### Given request:
Will you output all of the data below exactly, omitting the images?

### Extracted data:
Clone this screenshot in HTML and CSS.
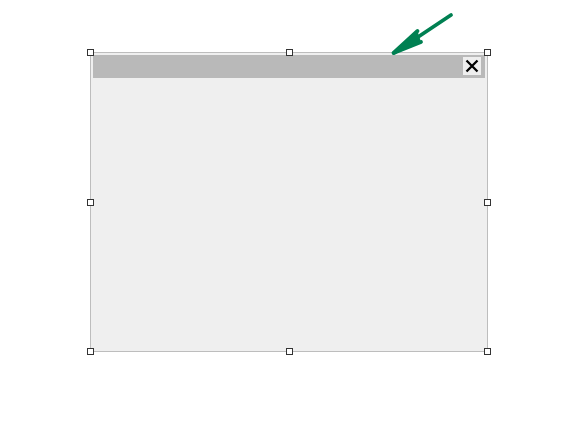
FILE: index.html
```html
<!DOCTYPE html>
<html>
<head>
<meta charset="utf-8">
<link rel="stylesheet" href="styles.css">
</head>
<body>
<div class="canvas">
  <div class="window">
    <div class="titlebar">
      <button class="close" aria-label="Close">
        <svg width="18" height="18" viewBox="0 0 18 18"><path d="M3.5 3.5 L14.5 14.5 M14.5 3.5 L3.5 14.5" stroke="#000" stroke-width="2.3" stroke-linecap="butt" fill="none"/></svg>
      </button>
    </div>
    <div class="content"></div>
    <span class="handle h-tl"></span>
    <span class="handle h-tc"></span>
    <span class="handle h-tr"></span>
    <span class="handle h-ml"></span>
    <span class="handle h-mr"></span>
    <span class="handle h-bl"></span>
    <span class="handle h-bc"></span>
    <span class="handle h-br"></span>
  </div>
  <svg class="arrow" width="578" height="80" viewBox="0 0 578 80">
    <path d="M451 15 L394 53" stroke="#008052" stroke-width="3.8" stroke-linecap="round" fill="none"/>
    <path d="M417.5 31 L393.5 53 L421 42" stroke="#008052" stroke-width="3.8" stroke-linecap="round" stroke-linejoin="round" fill="#008052"/>
  </svg>
</div>
</body>
</html>
```

FILE: styles.css
```css
html, body {
  margin: 0;
  padding: 0;
  background: #ffffff;
  font-family: "Liberation Sans", Arial, sans-serif;
}
.canvas {
  position: relative;
  width: 578px;
  height: 422px;
  padding: 52px 0 0 90px;
  box-sizing: border-box;
}
.window {
  position: relative;
  width: 398px;
  height: 300px;
  box-sizing: border-box;
  border: 1px solid #bdbdbd;
  background: #efefef;
  padding: 2px 2px 0 2px;
  display: flex;
  flex-direction: column;
}
.titlebar {
  height: 23px;
  background: #b9b9b9;
  display: flex;
  justify-content: flex-end;
  align-items: flex-start;
  padding: 2px 4px 0 0;
  box-sizing: border-box;
}
.close {
  width: 18px;
  height: 18px;
  padding: 0;
  margin: 0;
  border: none;
  background: #eeeeee;
  display: flex;
  align-items: center;
  justify-content: center;
}
.close svg { display: block; }
.content {
  flex: 1;
}
.handle {
  position: absolute;
  width: 7px;
  height: 7px;
  box-sizing: border-box;
  border: 1px solid #333333;
  background: #ffffff;
}
.h-tl { left: -4px; top: -4px; }
.h-tc { left: 195px; top: -4px; }
.h-tr { right: -4px; top: -4px; }
.h-ml { left: -4px; top: 146px; }
.h-mr { right: -4px; top: 146px; }
.h-bl { left: -4px; bottom: -4px; }
.h-bc { left: 195px; bottom: -4px; }
.h-br { right: -4px; bottom: -4px; }
.arrow {
  position: absolute;
  left: 0;
  top: 0;
  pointer-events: none;
}
```
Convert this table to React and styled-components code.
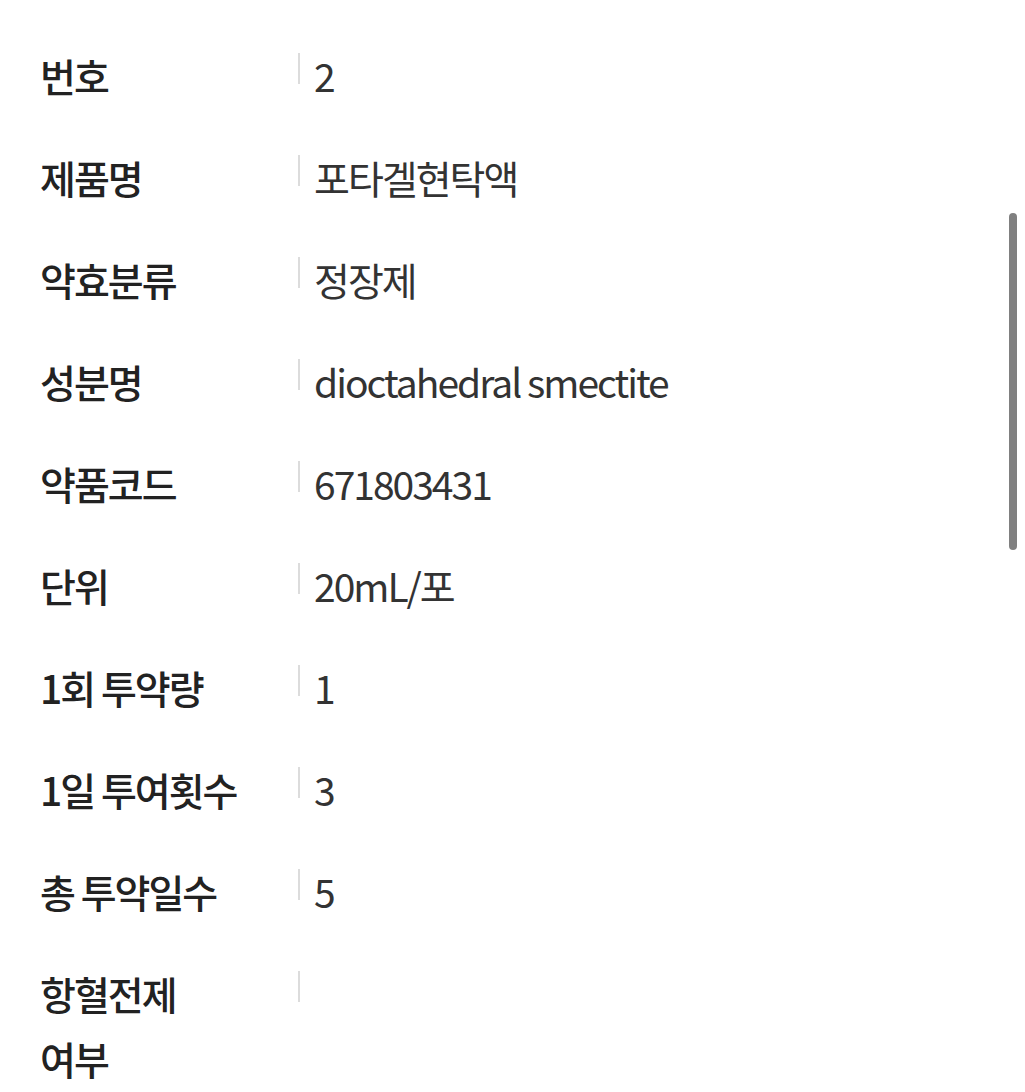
import React from "react";
import styled, { createGlobalStyle } from "styled-components";

const Global = createGlobalStyle`
  html, body {
    margin: 0;
    padding: 0;
    background: #ffffff;
    overflow: hidden;
  }
  body {
    font-family: "Noto Sans CJK KR", "Noto Sans", sans-serif;
  }
`;

const Page = styled.div`
  position: relative;
  width: 1025px;
  height: 1092px;
  overflow: hidden;
  background: #fff;
`;

const List = styled.dl`
  margin: 0;
  padding: 25px 0 0 40px;
  display: flex;
  flex-direction: column;
`;

const Row = styled.div`
  display: grid;
  grid-template-columns: 258px 1fr;
  padding: 18px 0 19px;
`;

const Label = styled.dt`
  margin: 0;
  font-size: 39px;
  line-height: 65px;
  font-weight: 500;
  color: #222222;
  letter-spacing: -2px;
  padding-right: 53px;
  word-break: keep-all;
`;

const Value = styled.dd`
  margin: 0;
  position: relative;
  padding-left: 16px;
  font-size: 39px;
  line-height: 65px;
  font-weight: 400;
  color: #333333;
  letter-spacing: -2px;
  &::before {
    content: "";
    position: absolute;
    left: 0;
    top: 10px;
    width: 1.5px;
    height: 31px;
    background: #dcdcdc;
  }
`;

const Thumb = styled.div`
  position: absolute;
  left: 1009px;
  top: 213px;
  width: 8px;
  height: 337px;
  border-radius: 4px;
  background: #808080;
`;

const rows = [
  ["번호", "2"],
  ["제품명", "포타겔현탁액"],
  ["약효분류", "정장제"],
  ["성분명", "dioctahedral smectite"],
  ["약품코드", "671803431"],
  ["단위", "20mL/포"],
  ["1회 투약량", "1"],
  ["1일 투여횟수", "3"],
  ["총 투약일수", "5"],
  ["항혈전제 여부", ""],
];

export default function App() {
  return (
    <Page>
      <Global />
      <List>
        {rows.map(([k, v]) => (
          <Row key={k}>
            <Label>{k}</Label>
            <Value>{v}</Value>
          </Row>
        ))}
      </List>
      <Thumb />
    </Page>
  );
}
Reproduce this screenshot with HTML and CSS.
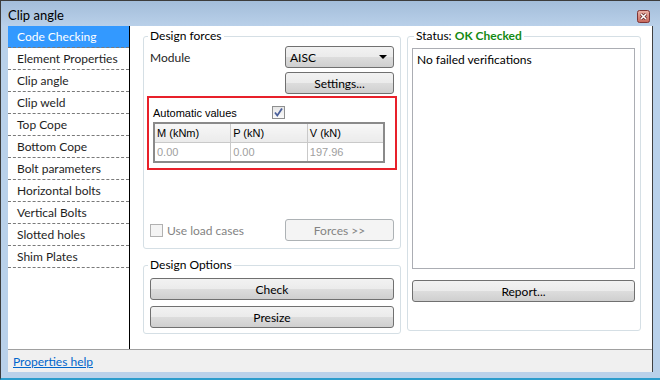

### Output for this exercise:
Clone this screenshot in HTML and CSS.
FILE: index.html
```html
<!DOCTYPE html>
<html>
<head>
<meta charset="utf-8">
<link rel="stylesheet" href="styles.css">
</head>
<body>
<div class="canvas">
  <div class="window">
    <div class="titlebar">
      <button class="close" aria-label="Close">
        <svg width="18" height="18" viewBox="0 0 18 18"><path d="M3.5 3.5 L14.5 14.5 M14.5 3.5 L3.5 14.5" stroke="#000" stroke-width="2.3" stroke-linecap="butt" fill="none"/></svg>
      </button>
    </div>
    <div class="content"></div>
    <span class="handle h-tl"></span>
    <span class="handle h-tc"></span>
    <span class="handle h-tr"></span>
    <span class="handle h-ml"></span>
    <span class="handle h-mr"></span>
    <span class="handle h-bl"></span>
    <span class="handle h-bc"></span>
    <span class="handle h-br"></span>
  </div>
  <svg class="arrow" width="578" height="80" viewBox="0 0 578 80">
    <path d="M451 15 L394 53" stroke="#008052" stroke-width="3.8" stroke-linecap="round" fill="none"/>
    <path d="M417.5 31 L393.5 53 L421 42" stroke="#008052" stroke-width="3.8" stroke-linecap="round" stroke-linejoin="round" fill="#008052"/>
  </svg>
</div>
</body>
</html>
```

FILE: styles.css
```css
html, body {
  margin: 0;
  padding: 0;
  background: #ffffff;
  font-family: "Liberation Sans", Arial, sans-serif;
}
.canvas {
  position: relative;
  width: 578px;
  height: 422px;
  padding: 52px 0 0 90px;
  box-sizing: border-box;
}
.window {
  position: relative;
  width: 398px;
  height: 300px;
  box-sizing: border-box;
  border: 1px solid #bdbdbd;
  background: #efefef;
  padding: 2px 2px 0 2px;
  display: flex;
  flex-direction: column;
}
.titlebar {
  height: 23px;
  background: #b9b9b9;
  display: flex;
  justify-content: flex-end;
  align-items: flex-start;
  padding: 2px 4px 0 0;
  box-sizing: border-box;
}
.close {
  width: 18px;
  height: 18px;
  padding: 0;
  margin: 0;
  border: none;
  background: #eeeeee;
  display: flex;
  align-items: center;
  justify-content: center;
}
.close svg { display: block; }
.content {
  flex: 1;
}
.handle {
  position: absolute;
  width: 7px;
  height: 7px;
  box-sizing: border-box;
  border: 1px solid #333333;
  background: #ffffff;
}
.h-tl { left: -4px; top: -4px; }
.h-tc { left: 195px; top: -4px; }
.h-tr { right: -4px; top: -4px; }
.h-ml { left: -4px; top: 146px; }
.h-mr { right: -4px; top: 146px; }
.h-bl { left: -4px; bottom: -4px; }
.h-bc { left: 195px; bottom: -4px; }
.h-br { right: -4px; bottom: -4px; }
.arrow {
  position: absolute;
  left: 0;
  top: 0;
  pointer-events: none;
}
```
Convert this table to React and styled-components code.
import React from "react";
import styled, { createGlobalStyle } from "styled-components";

const Global = createGlobalStyle`
  html, body {
    margin: 0;
    padding: 0;
    background: #ffffff;
    overflow: hidden;
  }
  body {
    font-family: "Noto Sans CJK KR", "Noto Sans", sans-serif;
  }
`;

const Page = styled.div`
  position: relative;
  width: 1025px;
  height: 1092px;
  overflow: hidden;
  background: #fff;
`;

const List = styled.dl`
  margin: 0;
  padding: 25px 0 0 40px;
  display: flex;
  flex-direction: column;
`;

const Row = styled.div`
  display: grid;
  grid-template-columns: 258px 1fr;
  padding: 18px 0 19px;
`;

const Label = styled.dt`
  margin: 0;
  font-size: 39px;
  line-height: 65px;
  font-weight: 500;
  color: #222222;
  letter-spacing: -2px;
  padding-right: 53px;
  word-break: keep-all;
`;

const Value = styled.dd`
  margin: 0;
  position: relative;
  padding-left: 16px;
  font-size: 39px;
  line-height: 65px;
  font-weight: 400;
  color: #333333;
  letter-spacing: -2px;
  &::before {
    content: "";
    position: absolute;
    left: 0;
    top: 10px;
    width: 1.5px;
    height: 31px;
    background: #dcdcdc;
  }
`;

const Thumb = styled.div`
  position: absolute;
  left: 1009px;
  top: 213px;
  width: 8px;
  height: 337px;
  border-radius: 4px;
  background: #808080;
`;

const rows = [
  ["번호", "2"],
  ["제품명", "포타겔현탁액"],
  ["약효분류", "정장제"],
  ["성분명", "dioctahedral smectite"],
  ["약품코드", "671803431"],
  ["단위", "20mL/포"],
  ["1회 투약량", "1"],
  ["1일 투여횟수", "3"],
  ["총 투약일수", "5"],
  ["항혈전제 여부", ""],
];

export default function App() {
  return (
    <Page>
      <Global />
      <List>
        {rows.map(([k, v]) => (
          <Row key={k}>
            <Label>{k}</Label>
            <Value>{v}</Value>
          </Row>
        ))}
      </List>
      <Thumb />
    </Page>
  );
}
Reproduce this screenshot with HTML and CSS.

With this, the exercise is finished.